Majoring in business has a high payoff relative to other types of programs, according to a new report from the Georgetown University Center on Education and the Workforce.
The report, released today, found that most business programs lead to median earnings that are about 10 times the amount of students’ loan debt payments two years after graduation. However, these programs have lower financial returns than engineering, health and computer and information sciences programs.
Students who earned an associate degree in business have median annual earnings of $30,000 two years after graduation after debt payments. Graduates with a bachelor’s degree in business earn a median $43,200 after debt payments, and master’s degree holders earn $51,600.

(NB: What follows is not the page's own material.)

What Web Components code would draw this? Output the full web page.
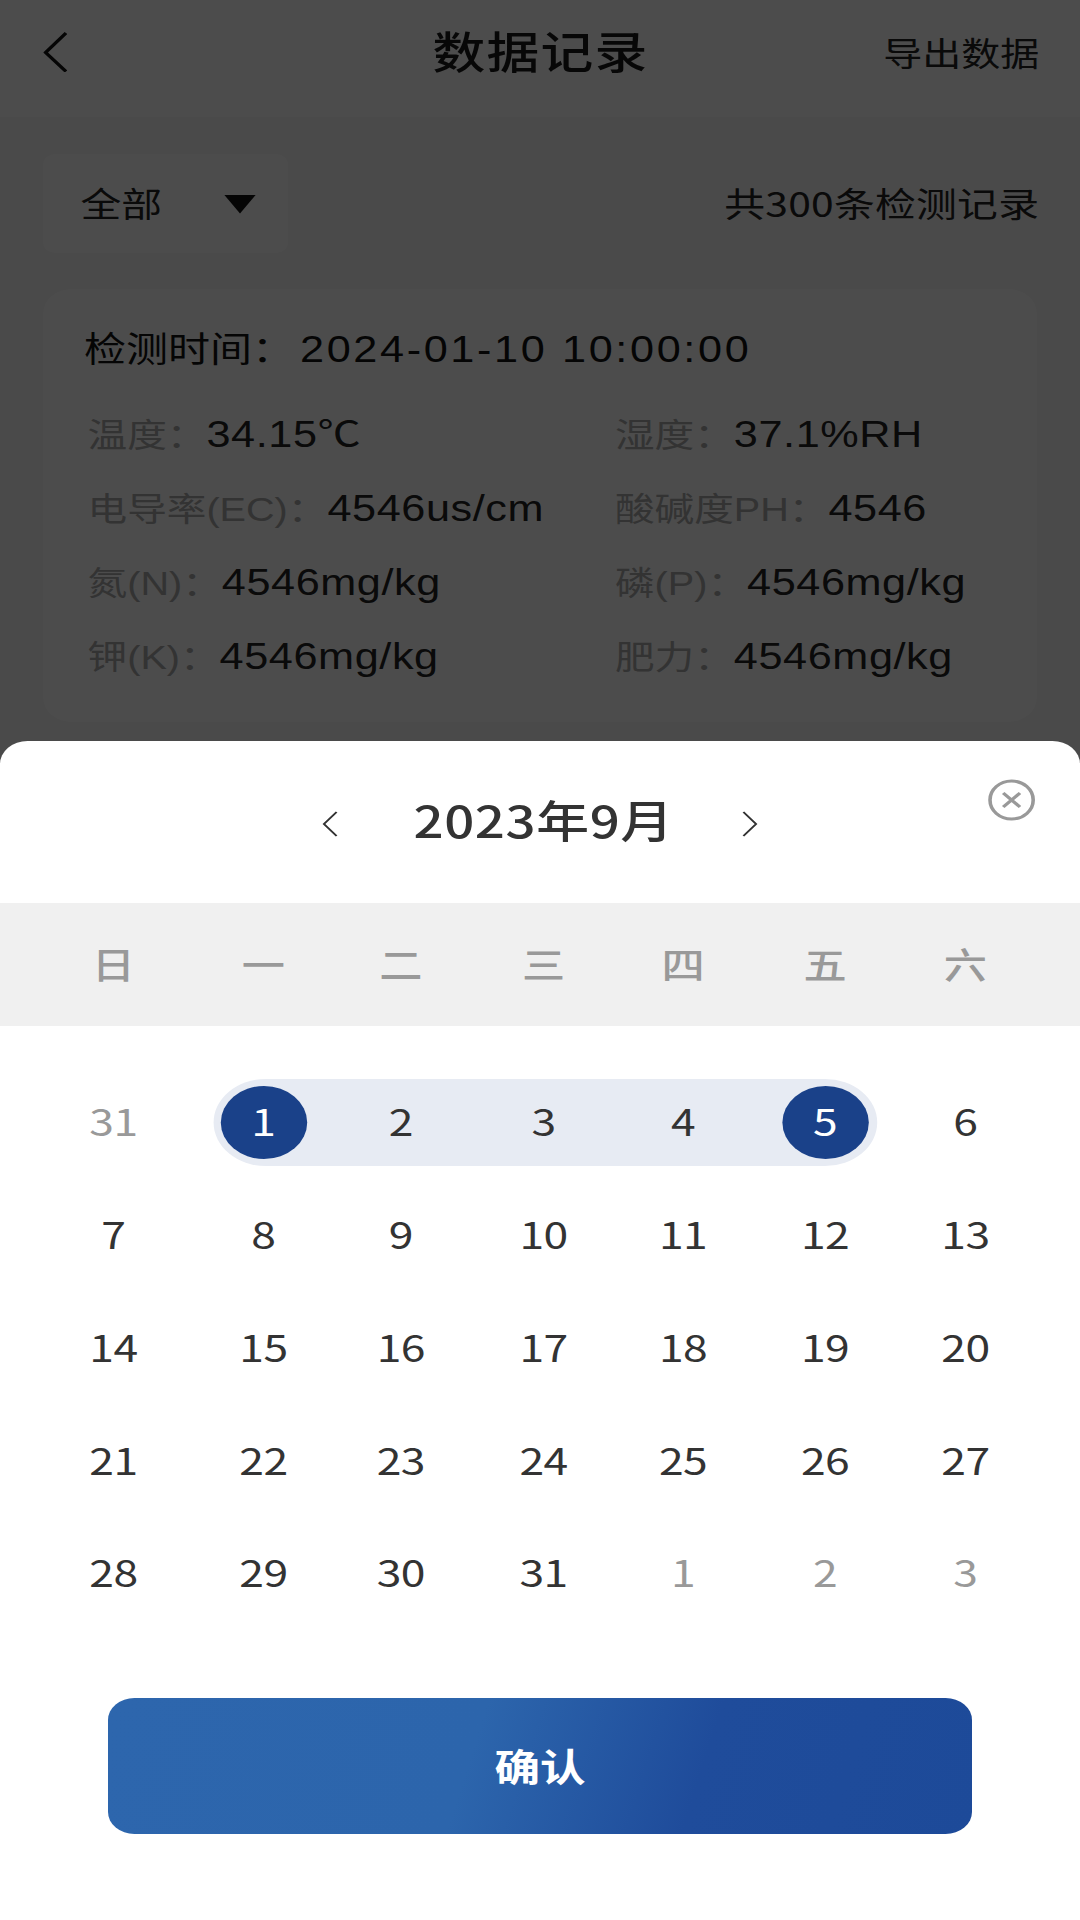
<!DOCTYPE html>
<html lang="zh-CN">
<head>
<meta charset="utf-8">
<title>数据记录</title>
<style>
  html, body { margin: 0; padding: 0; background: #fff; overflow: hidden; }
  body { font-family: "Noto Sans CJK SC", "Liberation Sans", sans-serif; }
</style>
</head>
<body>
<app-registros></app-registros>
<script>
const FUENTE_LATINA = `"Liberation Sans", "Noto Sans CJK SC", sans-serif`;

class BarraNav extends HTMLElement {
    connectedCallback() {
        this.attachShadow({ mode: "open" }).innerHTML = `
            <style>
                :host { display: block; height: 117px; background: #fff; }
                .fila { position: relative; display: flex; align-items: center; justify-content: space-between; height: 104px; padding: 0 34px 0 36px; }
                svg { display: block; width: 20px; height: 40px; }
                h1 { position: absolute; left: 1px; right: 0; top: 24px; margin: 0; line-height: 52px; text-align: center; font-size: 44px; font-weight: 500; letter-spacing: 1px; color: #1a1a1a; }
                span { font-size: 32.500px; color: #222; margin-top: -2px; }
            </style>
            <div class="fila">
                <svg viewBox="0 0 20 40" fill="none" stroke="#111" stroke-width="3"><path d="M19 1 2 20.500 19 39.500"/></svg>
                <h1><slot></slot></h1>
                <span>导出数据</span>
            </div>`;
    }
}

class FiltroFila extends HTMLElement {
    connectedCallback() {
        this.attachShadow({ mode: "open" }).innerHTML = `
            <style>
                :host { display: flex; align-items: center; justify-content: space-between; margin: 37px 34px 0 36px; height: 99px; color: #222; font-size: 34px; }
                .selector { display: flex; align-items: center; width: 204px; height: 99px; box-sizing: border-box; padding: 0 26px 0 31px; justify-content: space-between; background: #fff; border-radius: 10px; }
                span { margin-top: -2px; }
                .total { letter-spacing: 0.200px; }
                svg { display: block; width: 28px; height: 20px; }
            </style>
            <div class="selector">
                <span>全部</span>
                <svg viewBox="0 0 28 20"><path d="M1 1h26L14 19.500z" fill="#111"/></svg>
            </div>
            <span class="total"><slot></slot></span>`;
    }
}

class TarjetaRegistro extends HTMLElement {
    connectedCallback() {
        this.attachShadow({ mode: "open" }).innerHTML = `
            <style>
                :host { display: block; margin: 36px 36px 0; height: 433px; box-sizing: border-box; padding: 34px 0 0 34px; background: #fff; border-radius: 24px; }
                .tiempo { display: flex; align-items: baseline; gap: 5px; font-size: 35px; line-height: 48px; color: #111; margin-bottom: 38px; white-space: nowrap; }
                .tiempo b { font-family: ${FUENTE_LATINA}; font-weight: 400; font-size: 36px; letter-spacing: 2.200px; }
                .rejilla { display: grid; grid-template-columns: 439.500px 1fr; grid-auto-rows: 74px; margin-left: 3px; }
            </style>
            <div class="tiempo"><span>检测时间：</span><b>${this.getAttribute("tiempo")}</b></div>
            <div class="rejilla"><slot></slot></div>`;
    }
}

class DatoRegistro extends HTMLElement {
    connectedCallback() {
        this.attachShadow({ mode: "open" }).innerHTML = `
            <style>
                :host { display: block; font-family: ${FUENTE_LATINA}; font-size: 33px; line-height: 46px; color: #aaa; white-space: nowrap; }
                b { font-weight: 400; font-size: 36px; letter-spacing: 0.500px; color: #222; }
            </style>
            ${this.getAttribute("label")}：<b>${this.getAttribute("valor")}</b>`;
    }
}

class CalendarioRango extends HTMLElement {
    connectedCallback() {
        const semana = ["日", "一", "二", "三", "四", "五", "六"];
        const dias = [
            31, 1, 2, 3, 4, 5, 6,
            7, 8, 9, 10, 11, 12, 13,
            14, 15, 16, 17, 18, 19, 20,
            21, 22, 23, 24, 25, 26, 27,
            28, 29, 30, 31, 1, 2, 3
        ];
        const celdas = dias.map((d, i) => {
            let cls = "dia";
            if (i === 0 || i > 31) cls += " fuera";
            if (i === 1 || i === 5) cls += " activo";
            return `<div class="${cls}" style="grid-row:${Math.floor(i / 7) + 1};grid-column:${i % 7 + 1}"><span>${d}</span></div>`;
        }).join("");

        this.attachShadow({ mode: "open" }).innerHTML = `
            <style>
                :host { display: block; --cols: 123px 127px 102px 136px 96.500px 140px 94px; }
                .semana, .dias { display: grid; grid-template-columns: var(--cols); padding-left: 33px; }
                .semana { height: 123px; align-items: center; background: #f0f0f0; font-size: 36px; font-weight: 500; color: #999; text-align: center; }
                .semana div { margin-top: -3px; }
                .dias { grid-auto-rows: 112.750px; margin-top: 40px; }
                .rango { grid-row: 1; grid-column: 2 / 7; align-self: center; height: 87px; margin: 0 27px 0 21.500px; background: #e7ebf3; border-radius: 44px; }
                .dia { display: flex; align-items: center; justify-content: center; font-size: 37px; letter-spacing: -0.500px; color: #333; z-index: 1; }
                .dia.fuera { color: #999; }
                .dia span { display: flex; align-items: center; justify-content: center; box-sizing: border-box; width: 72px; height: 73px; padding-bottom: 4px; border-radius: 50%; }
                .dia.activo span { background: #1a4189; color: #fff; }
            </style>
            <div class="semana">${semana.map((s) => `<div>${s}</div>`).join("")}</div>
            <div class="dias"><div class="rango"></div>${celdas}</div>`;
    }
}

class HojaFecha extends HTMLElement {
    connectedCallback() {
        this.attachShadow({ mode: "open" }).innerHTML = `
            <style>
                :host { position: absolute; left: 0; right: 0; bottom: 0; height: 1179px; background: #fff; border-radius: 23px 23px 0 0; }
                .cabecera { position: relative; display: flex; align-items: center; justify-content: center; height: 162px; }
                h2 { margin: -7px 57px 0 63px; font-size: 44px; font-weight: 500; letter-spacing: 0.500px; color: #333; }
                svg { display: block; }
                .flecha { margin-top: 3px; }
                .cerrar { position: absolute; top: 38px; right: 37px; }
                .confirmar { display: flex; align-items: center; justify-content: center; box-sizing: border-box; width: 720px; height: 136px; margin: 68px auto 0; padding-bottom: 2px; border-radius: 22px; font-size: 38px; font-weight: 700; color: #fff;
                    background: linear-gradient(105deg, #2d66ad 0%, #2c65ac 42%, #1f4c9b 68%, #1d4a99 100%); }
            </style>
            <div class="cabecera">
                <svg class="flecha" width="14" height="28" viewBox="0 0 14 28" fill="none" stroke="#333" stroke-width="1.800"><path d="M12.500 2 2 14l10.500 12"/></svg>
                <h2>2023年9月</h2>
                <svg class="flecha" width="14" height="28" viewBox="0 0 14 28" fill="none" stroke="#333" stroke-width="1.800"><path d="M1.500 2 12 14 1.500 26"/></svg>
                <svg class="cerrar" width="40" height="42" viewBox="0 0 40 42" fill="none" stroke="#999" stroke-width="3"><ellipse cx="20" cy="21" rx="18" ry="19"/><path d="M13 14l14 14M27 14 13 28"/></svg>
            </div>
            <calendario-rango></calendario-rango>
            <div class="confirmar">确认</div>`;
    }
}

class AppRegistros extends HTMLElement {
    connectedCallback() {
        this.attachShadow({ mode: "open" }).innerHTML = `
            <style>
                /* la captura original esta estirada en horizontal: 900 -> 1080 */
                :host { display: block; position: relative; width: 900px; height: 1920px; overflow: hidden; background: #f7f7f7; font-family: "Noto Sans CJK SC", "Liberation Sans", sans-serif; transform: scaleX(1.2); transform-origin: 0 0; }
                .velo { position: absolute; inset: 0; background: rgba(0, 0, 0, .7); }
            </style>
            <barra-nav>数据记录</barra-nav>
            <filtro-fila>共300条检测记录</filtro-fila>
            <tarjeta-registro tiempo="2024-01-10 10:00:00">
                <dato-registro label="温度" valor="34.15℃"></dato-registro>
                <dato-registro label="湿度" valor="37.1%RH"></dato-registro>
                <dato-registro label="电导率(EC)" valor="4546us/cm"></dato-registro>
                <dato-registro label="酸碱度PH" valor="4546"></dato-registro>
                <dato-registro label="氮(N)" valor="4546mg/kg"></dato-registro>
                <dato-registro label="磷(P)" valor="4546mg/kg"></dato-registro>
                <dato-registro label="钾(K)" valor="4546mg/kg"></dato-registro>
                <dato-registro label="肥力" valor="4546mg/kg"></dato-registro>
            </tarjeta-registro>
            <div class="velo"></div>
            <hoja-fecha></hoja-fecha>`;
    }
}

customElements.define("barra-nav", BarraNav);
customElements.define("filtro-fila", FiltroFila);
customElements.define("tarjeta-registro", TarjetaRegistro);
customElements.define("dato-registro", DatoRegistro);
customElements.define("calendario-rango", CalendarioRango);
customElements.define("hoja-fecha", HojaFecha);
customElements.define("app-registros", AppRegistros);
</script>
</body>
</html>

“Strong financial returns are good news for the more than 700,000 graduates each year who pursue the most popular field of study for bachelor’s and master’s degree holders,” lead report author and Georgetown CEW director Anthony P. Carnevale said in a press release. “This information will help prospective students and their families assess the value of various business programs.”
The report also ranks business programs based on their financial returns. Associate degree earners at Excelsior College in New York and Union County College in New Jersey, bachelor’s degree earners at Bismarck State College in North Dakota, and master’s degree graduates at the University of Pennsylvania had the highest returns relative to peers at their level of higher education.
“Earnings and debt at the degree, institution, or program level tell only one side of the story. In a specific business program at a given institution, students can earn significantly more—or less—than the typical earnings for that institution or program,” Emma Wenzinger, report co-author and strategic communications specialist at Georgetown CEW, said in the release.